OAKLAND, California: Stephen Curry got his groove back to score 35 points with five 3-pointers, shooting over James Harden and driving past the Houston star as the Golden State Warriors made a second-half statement to beat the Rockets 126-85 on Sunday night for a 2-1 lead in the Western Conference finals.
Kevin Durant added 25 points, six rebounds and six assists, while Draymond Green grabbed 17 rebounds to go with 10 points and six assists. The Warriors won an NBA-record 16th consecutive home postseason game, surpassing the Chicago Bulls’ mark of 15 in a row from April 27, 1990-May 21, 1991.
The defending champions got defensive — and maybe a little mad — after a 127-105 Game 2 defeat Wednesday night at Houston, determined to make stops to ignite the transition game and open up 3-point shooters.

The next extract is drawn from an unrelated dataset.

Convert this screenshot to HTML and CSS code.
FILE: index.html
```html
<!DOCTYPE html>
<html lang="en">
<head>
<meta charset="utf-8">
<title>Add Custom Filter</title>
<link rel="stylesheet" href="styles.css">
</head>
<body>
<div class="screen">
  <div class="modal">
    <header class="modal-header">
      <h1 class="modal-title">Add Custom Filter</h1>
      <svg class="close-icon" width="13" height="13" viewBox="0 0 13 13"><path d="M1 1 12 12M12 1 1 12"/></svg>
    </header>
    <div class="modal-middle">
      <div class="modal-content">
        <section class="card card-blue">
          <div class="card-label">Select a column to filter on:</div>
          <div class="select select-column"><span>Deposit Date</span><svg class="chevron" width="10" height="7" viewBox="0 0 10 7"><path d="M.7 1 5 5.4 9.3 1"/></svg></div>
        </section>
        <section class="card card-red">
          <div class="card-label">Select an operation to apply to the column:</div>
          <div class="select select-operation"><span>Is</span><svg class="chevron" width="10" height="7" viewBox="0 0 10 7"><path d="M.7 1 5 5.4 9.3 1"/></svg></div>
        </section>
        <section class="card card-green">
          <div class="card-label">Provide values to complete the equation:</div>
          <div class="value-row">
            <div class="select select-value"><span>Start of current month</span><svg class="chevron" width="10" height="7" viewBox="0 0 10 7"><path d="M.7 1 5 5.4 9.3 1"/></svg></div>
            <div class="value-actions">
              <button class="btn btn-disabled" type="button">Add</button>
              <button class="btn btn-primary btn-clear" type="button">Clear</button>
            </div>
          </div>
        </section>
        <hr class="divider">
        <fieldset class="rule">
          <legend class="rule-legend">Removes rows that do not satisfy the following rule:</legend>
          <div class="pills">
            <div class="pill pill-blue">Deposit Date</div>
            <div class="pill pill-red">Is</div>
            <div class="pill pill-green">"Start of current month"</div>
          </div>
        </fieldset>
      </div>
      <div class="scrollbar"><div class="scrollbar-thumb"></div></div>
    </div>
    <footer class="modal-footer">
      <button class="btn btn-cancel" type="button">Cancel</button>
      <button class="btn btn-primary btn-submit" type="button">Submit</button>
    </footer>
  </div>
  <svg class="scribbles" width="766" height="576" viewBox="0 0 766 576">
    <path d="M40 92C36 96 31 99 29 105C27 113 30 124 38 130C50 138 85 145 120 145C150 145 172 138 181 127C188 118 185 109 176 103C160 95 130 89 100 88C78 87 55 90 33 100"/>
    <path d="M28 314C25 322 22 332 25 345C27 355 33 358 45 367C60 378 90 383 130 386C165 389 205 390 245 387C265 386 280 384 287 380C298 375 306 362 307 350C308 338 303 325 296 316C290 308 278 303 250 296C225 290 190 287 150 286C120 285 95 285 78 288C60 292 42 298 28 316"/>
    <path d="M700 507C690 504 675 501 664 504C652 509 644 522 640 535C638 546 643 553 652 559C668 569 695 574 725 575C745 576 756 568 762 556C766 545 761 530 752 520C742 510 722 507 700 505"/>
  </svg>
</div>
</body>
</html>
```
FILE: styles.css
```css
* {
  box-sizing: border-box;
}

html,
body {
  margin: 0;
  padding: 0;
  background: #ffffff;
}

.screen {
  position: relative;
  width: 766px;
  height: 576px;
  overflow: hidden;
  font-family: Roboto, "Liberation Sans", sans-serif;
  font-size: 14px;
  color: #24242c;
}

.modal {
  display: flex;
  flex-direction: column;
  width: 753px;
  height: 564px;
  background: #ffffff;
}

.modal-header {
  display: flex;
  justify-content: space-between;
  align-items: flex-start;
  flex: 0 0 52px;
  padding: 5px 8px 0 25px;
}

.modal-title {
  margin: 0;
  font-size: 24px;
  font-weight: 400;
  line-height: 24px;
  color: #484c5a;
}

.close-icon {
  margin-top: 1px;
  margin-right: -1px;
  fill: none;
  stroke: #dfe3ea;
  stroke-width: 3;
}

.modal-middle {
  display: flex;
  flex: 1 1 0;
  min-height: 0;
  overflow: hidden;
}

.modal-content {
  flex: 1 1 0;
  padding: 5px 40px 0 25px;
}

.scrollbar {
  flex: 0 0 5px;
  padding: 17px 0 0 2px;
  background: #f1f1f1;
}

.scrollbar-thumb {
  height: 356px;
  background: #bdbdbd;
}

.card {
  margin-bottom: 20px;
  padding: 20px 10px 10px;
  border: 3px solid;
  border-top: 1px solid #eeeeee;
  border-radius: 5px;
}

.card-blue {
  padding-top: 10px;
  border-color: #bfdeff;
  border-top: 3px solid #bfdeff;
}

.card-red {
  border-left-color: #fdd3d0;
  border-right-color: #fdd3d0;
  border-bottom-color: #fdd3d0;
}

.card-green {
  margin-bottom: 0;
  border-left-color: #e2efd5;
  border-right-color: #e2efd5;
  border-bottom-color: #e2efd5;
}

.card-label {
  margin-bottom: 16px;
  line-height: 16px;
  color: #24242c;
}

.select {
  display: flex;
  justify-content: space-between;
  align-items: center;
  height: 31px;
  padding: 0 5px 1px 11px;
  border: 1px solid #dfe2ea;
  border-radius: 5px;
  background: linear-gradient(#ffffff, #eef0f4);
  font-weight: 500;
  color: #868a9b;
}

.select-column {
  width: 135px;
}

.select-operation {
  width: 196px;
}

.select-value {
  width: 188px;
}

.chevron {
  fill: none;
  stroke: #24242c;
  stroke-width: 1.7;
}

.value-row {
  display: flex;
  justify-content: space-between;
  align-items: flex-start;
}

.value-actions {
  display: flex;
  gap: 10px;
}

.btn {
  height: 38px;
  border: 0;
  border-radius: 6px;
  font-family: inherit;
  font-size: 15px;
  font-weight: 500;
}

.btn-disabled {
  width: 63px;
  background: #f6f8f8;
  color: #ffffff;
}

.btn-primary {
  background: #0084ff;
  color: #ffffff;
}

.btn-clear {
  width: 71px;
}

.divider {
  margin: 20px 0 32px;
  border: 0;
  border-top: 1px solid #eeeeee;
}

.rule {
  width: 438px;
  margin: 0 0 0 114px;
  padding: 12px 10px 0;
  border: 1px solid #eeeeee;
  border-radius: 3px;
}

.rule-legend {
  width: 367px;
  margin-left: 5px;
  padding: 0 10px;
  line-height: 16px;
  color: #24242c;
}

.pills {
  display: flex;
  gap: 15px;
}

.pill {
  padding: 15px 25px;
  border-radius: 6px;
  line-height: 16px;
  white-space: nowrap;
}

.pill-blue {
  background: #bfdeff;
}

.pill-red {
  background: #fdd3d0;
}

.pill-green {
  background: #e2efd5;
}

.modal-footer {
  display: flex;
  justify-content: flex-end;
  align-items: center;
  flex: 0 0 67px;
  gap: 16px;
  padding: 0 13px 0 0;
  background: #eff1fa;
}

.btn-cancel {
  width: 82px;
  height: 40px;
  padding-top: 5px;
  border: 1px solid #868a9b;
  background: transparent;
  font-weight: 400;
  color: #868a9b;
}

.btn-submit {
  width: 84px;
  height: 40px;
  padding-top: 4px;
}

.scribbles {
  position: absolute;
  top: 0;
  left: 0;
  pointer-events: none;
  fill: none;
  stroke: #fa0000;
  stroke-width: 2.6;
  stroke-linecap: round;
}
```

And they eventually got Curry going with 18 points on 7-for-7 shooting in the third quarter.
Harden had 20 points and nine assists, while Chris Paul added 13 points and 10 rebounds as they combined to shoot just 12 for 32.

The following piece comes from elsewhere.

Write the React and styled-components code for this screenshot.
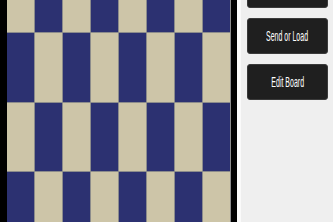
import React from 'react';
import styled, { createGlobalStyle } from 'styled-components';

const Global = createGlobalStyle`
  html, body { margin: 0; padding: 0; overflow: hidden; }
  body { background: #efefef; font-family: "Liberation Sans", Arial, sans-serif; }
`;

const Page = styled.div`
  display: flex;
  width: 333px;
  height: 222px;
  overflow: hidden;
`;

const BoardFrame = styled.div`
  flex: none;
  background: #000;
  padding: 0 6px 0 7px;
  height: 222px;
  overflow: hidden;
`;

const Board = styled.div`
  display: grid;
  grid-template-columns: repeat(8, 28px);
  grid-auto-rows: 69.5px;
  margin-top: -36.5px;
  background: #8c8c8c;
`;

const Square = styled.div`
  background: ${p => (p.$light ? '#cdc5a8' : '#2c3171')};
  border-right: 1px solid #8c8c8c;
  border-bottom: 1px solid #8c8c8c;
`;

const Side = styled.div`
  flex: 1;
  min-width: 0;
  border-left: 4px solid #fafafa;
  background: #efefef;
  padding: 0 0 0 6px;
  display: flex;
  flex-direction: column;
  align-items: flex-start;
  gap: 10px;
`;

const Button = styled.div`
  margin-top: ${p => p.$first ? '-28px' : '0'};
  box-sizing: border-box;
  width: 81px;
  height: 36px;
  background: #1f1f1f;
  border: 1px solid #3a3a3a;
  border-radius: 3px;
  display: flex;
  align-items: center;
  justify-content: center;
  color: #fff;
  font-size: 14px;
  white-space: nowrap;
`;

const Label = styled.span`
  display: inline-block;
  transform: scaleX(0.5);
`;

export default function App() {
  const squares = [];
  for (let r = 0; r < 8; r++) {
    for (let c = 0; c < 8; c++) {
      squares.push(<Square key={r + '-' + c} $light={(r + c) % 2 === 0} />);
    }
  }
  return (
    <Page>
      <Global />
      <BoardFrame>
        <Board>{squares}</Board>
      </BoardFrame>
      <Side>
        <Button $first />
        <Button><Label>Send or Load</Label></Button>
        <Button><Label>Edit Board</Label></Button>
      </Side>
    </Page>
  );
}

Game 4 is Tuesday night at Oracle Arena.
Curry and Durant each scored five quick points as Golden State opened the third quarter with a 10-0 burst to go ahead 64-43.
Under pressure from Paul, Curry swished a 3 from way back with 5:06 left in the third. He struggled with his long-range shot again early but drove through the paint at every chance.
Curry hit a baseline 3-pointer at the 9:02 mark of the first but missed his next five 3s before going 4 for 5 in the second half. He is now 7 of 25 from long range — he made one in each of the first two games.
The Warriors’ five starters all scored in double figures, the first time they’ve done so this postseason.
Trevor Ariza and Green received a double-technical with 6:49 to play when Ariza shoved Green as they traded words.
Both potent offenses were slow getting rolling as the teams played strong defense.
Harden and Paul began 3 for 14 with Paul missing six shots before getting his first basket on goaltending against Andre Iguodala 2:39 before halftime.
Golden State began getting the looks it liked after halftime. The Warriors faced more stingy, in-the-face pressure from Houston, making it hard to get any early flow shooting. Durant hit his first 3 6:27 before halftime then missed from the deep the next time down.
A moment of silence was held before the national anthem for victims of the Houston school shooting.

TIP-INS
Rockets: The Rockets surrendered 10 fast-break points in the first period while getting none of their own. ... They were outrebounded 49-41 and shot 32 for 80 from the floor.
Warriors: Kevon Looney had two key blocks off the bench in the first. ... Durant notched his 20th straight postseason game with 20 or more points. ... Golden State is 36-5 at home in the playoffs since the 2015 postseason. ... Thompson (1,786) moved past Rick Barry (1,776) for second place on the Warriors’ career postseason scoring list. ... Curry (712) moved past Barry (699) into sole possession for most postseason baskets in franchise history. ... The “Run TMC” trio of Tim Hardaway, Mitch Richmond and Chris Mullin were honored with a standing ovation during a first-quarter timeout. On Monday, Richmond will introduce Hardaway as he goes into the Bay Area Sports Hall of Fame of which Richmond and Mullin are already members.


PAUL’S HEALTH
Rockets coach Mike D’Antoni made the point once again about Paul being healthy: “There’s nothing wrong at all.”
“We’re not going to win without him,” D’Antoni said. “So if he’s got to limp and drag his leg to the finish line, so be it. And he’s ready to do that.”


ORACLE AURA
That deafening, bright yellow sellout crowd was imposing once again.
“Somebody asked me, ‘Is Oracle tough to play?’ Yeah, because the Warriors play here,” D’Antoni said. “There’s a certain energy that their fans will give them and moments they hit two or three 3s you can get a buzz going that helps the home team. You just have to try to keep that crowd out as much as you can.”